IV. NVIDIA, AMD, and Google: A Comparative Analysis for AI Developers
| Dimension | NVIDIA GPU | AMD GPU | Google TPU |
| AI performance | Performance Tensor Cores support mixed-precision training, fast inference, optimized for large models | Lacks dedicated AI acceleration units; slower training and higher inference latency | Excellent performance for specific tasks; optimized for large-scale training but less versatile |
| Framework Compatibility | Native support for PyTorch, TensorFlow, JAX, MXNet, and other mainstream frameworks | Relies on ROCm; limited compatibility and less stable support for some frameworks | Primarily supports TensorFlow and JAX; limited PyTorch support |
| Toolchain Support | Mature ecosystem with CUDA, cuDNN, TensorRT, NCCL; continuously updated | ROCm toolchain still maturing; some features missing or require manual setup | Uses XLA compiler; requires model-specific adaptation |
| Deployment Flexibility | Deployable across local servers, private/public clouds, and containers | No unified container support: deployment is more complex | Deployment restricted to Google Cloud TPU VMs; less flexible |
| Community & Resources | Large developer community, extensive tutorials, active forums | Smaller community, scattered documentation, limited support | Community focused around TensorFlow; smaller overall ecosystem |
| Use Case Suitability | Ideal for training, inference, content generation, and AI agent deployment | Suitable for lightweight graphics tasks or entry-level AI experimentation | Best for large-scale model training, especially within Google Cloud infrastructure |
V. NVIDIA's Strengthening Strategic Position in the Era of Large Models
The GB200, built on the Blackwell architecture, combines two B200 GPUs with a Grace CPU, achieving higher compute density and energy efficiency within a compact footprint.

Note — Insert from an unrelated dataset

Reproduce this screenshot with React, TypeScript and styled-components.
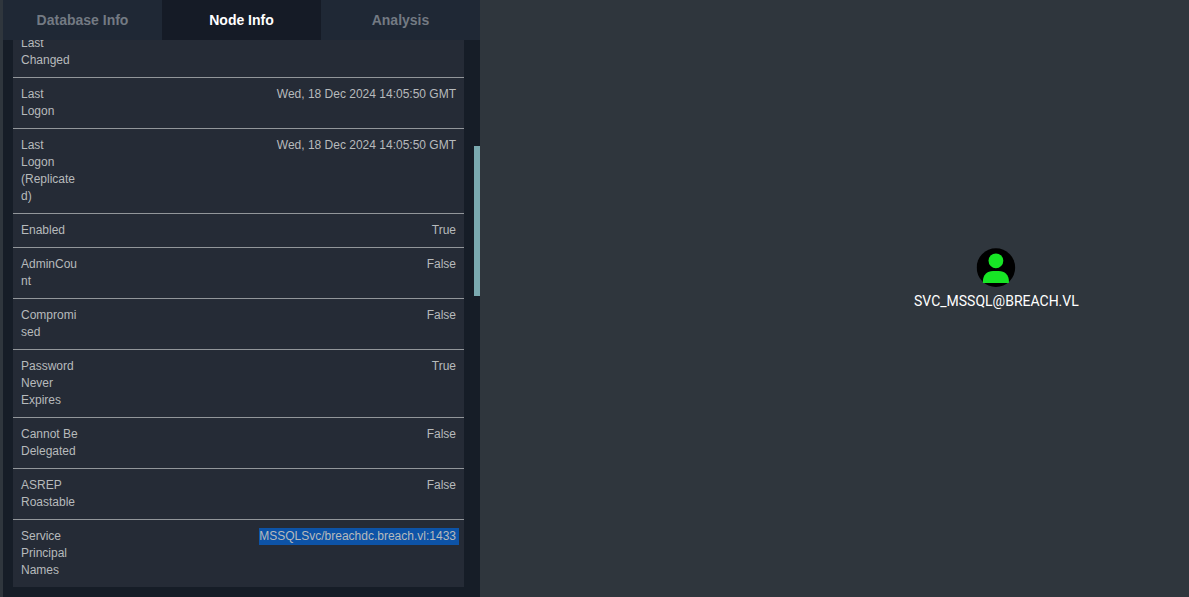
import React from 'react';
import styled, { createGlobalStyle } from 'styled-components';

const GlobalStyle = createGlobalStyle`
  * { box-sizing: border-box; }
  body { margin: 0; background: #2f363d; overflow: hidden; }
`;

const Screen = styled.div`
  display: flex;
  width: 100vw;
  height: 100vh;
  padding-left: 3px;
  overflow: hidden;
  background: #2f363d;
  font-family: 'Liberation Sans', Arial, sans-serif;
`;

const Panel = styled.aside`
  display: flex;
  flex-direction: column;
  flex: 0 0 477px;
  background: #161d27;
`;

const Tabs = styled.nav`
  display: flex;
  flex: 0 0 40px;
`;

const Tab = styled.button<{ $active?: boolean }>`
  flex: 1;
  border: 0;
  padding: 0;
  font: bold 14px/40px 'Liberation Sans', Arial, sans-serif;
  color: ${p => (p.$active ? '#ffffff' : '#737a83')};
  background: ${p => (p.$active ? '#151b26' : '#1f2835')};
`;

const Body = styled.div`
  display: flex;
  justify-content: space-between;
  flex: 1;
  min-height: 0;
  padding-left: 10px;
  overflow: hidden;
`;

const List = styled.dl`
  width: 451px;
  height: max-content;
  margin: -14px 0 0;
  background: #252b36;
`;

const Row = styled.div`
  display: flex;
  justify-content: space-between;
  padding: 8px;
  border-top: 1px solid #92969a;
  font-size: 12px;
  line-height: 17px;
  color: #b7babc;
`;

const Label = styled.dt`
  width: 58px;
  overflow-wrap: anywhere;
`;

const Value = styled.dd`
  margin: 0;
`;

const Selected = styled.span`
  display: block;
  margin-right: -3px;
  padding-right: 3px;
  background: #0d53a7;
`;

const ScrollThumb = styled.div`
  width: 6px;
  height: 150px;
  margin-top: 106px;
  background: #7aa9b0;
`;

const Graph = styled.main`
  position: relative;
  flex: 1;
`;

const Node = styled.div`
  position: absolute;
  left: 516.4px;
  top: 248px;
  display: flex;
  flex-direction: column;
  align-items: center;
  transform: translateX(-50%);
  font: 14px/16px Roboto, sans-serif;
  color: #ffffff;
  white-space: nowrap;
`;

const UserIcon = styled.svg`
  display: block;
  width: 39px;
  height: 39px;
  margin-bottom: 6px;
`;

const rows: { label: string; value: string; selected?: boolean }[] = [
  { label: 'Last Changed', value: '' },
  { label: 'Last Logon', value: 'Wed, 18 Dec 2024 14:05:50 GMT' },
  { label: 'Last Logon (Replicated)', value: 'Wed, 18 Dec 2024 14:05:50 GMT' },
  { label: 'Enabled', value: 'True' },
  { label: 'AdminCount', value: 'False' },
  { label: 'Compromised', value: 'False' },
  { label: 'Password Never Expires', value: 'True' },
  { label: 'Cannot Be Delegated', value: 'False' },
  { label: 'ASREP Roastable', value: 'False' },
  { label: 'Service Principal Names', value: 'MSSQLSvc/breachdc.breach.vl:1433', selected: true },
];

export default function App() {
  return (
    <>
      <GlobalStyle />
      <Screen>
        <Panel>
          <Tabs>
            <Tab>Database Info</Tab>
            <Tab $active>Node Info</Tab>
            <Tab>Analysis</Tab>
          </Tabs>
          <Body>
            <List>
              {rows.map(row => (
                <Row key={row.label}>
                  <Label>{row.label}</Label>
                  <Value>{row.selected ? <Selected>{row.value}</Selected> : row.value}</Value>
                </Row>
              ))}
            </List>
            <ScrollThumb />
          </Body>
        </Panel>
        <Graph>
          <Node>
            <UserIcon viewBox="0 0 39 39">
              <circle cx="19.3" cy="19.6" r="19.3" fill="#000" />
              <circle cx="19.3" cy="12.8" r="7.4" fill="#17e625" />
              <path d="M6.3 34.9V33C6.3 27 10.5 22.9 16.5 22.9H22.1C28.1 22.9 32.3 27 32.3 33V34.9Z" fill="#17e625" />
            </UserIcon>
            SVC_MSSQL@BREACH.VL
          </Node>
        </Graph>
      </Screen>
    </>
  );
}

It is purpose-built for training trillion-parameter models. With support for FP4/FP6 precision, it maintains model accuracy while significantly reducing compute costs and memory usage, especially suitable for generative AI and multimodal inference tasks. The HBM3e high-bandwidth memory supports up to 384GB and 16TB/s bandwidth, dramatically improving data throughput and solving memory bottlenecks in large-scale model training.
NVIDIA's software stack is a key differentiator. The CUDA platform provides a unified parallel computing interface, supporting major AI frameworks like PyTorch, TensorFlow, and JAX, lowering the barrier to entry for developers. TensorRT and the Triton inference server optimize model performance, enabling multi-model concurrent deployment and automated batching---ideal for enterprise-scale applications. MIG (Multi-Instance GPU) technology allows for resource isolation and multi-task parallelism, improving GPU utilization in cloud and multi-tenant environments.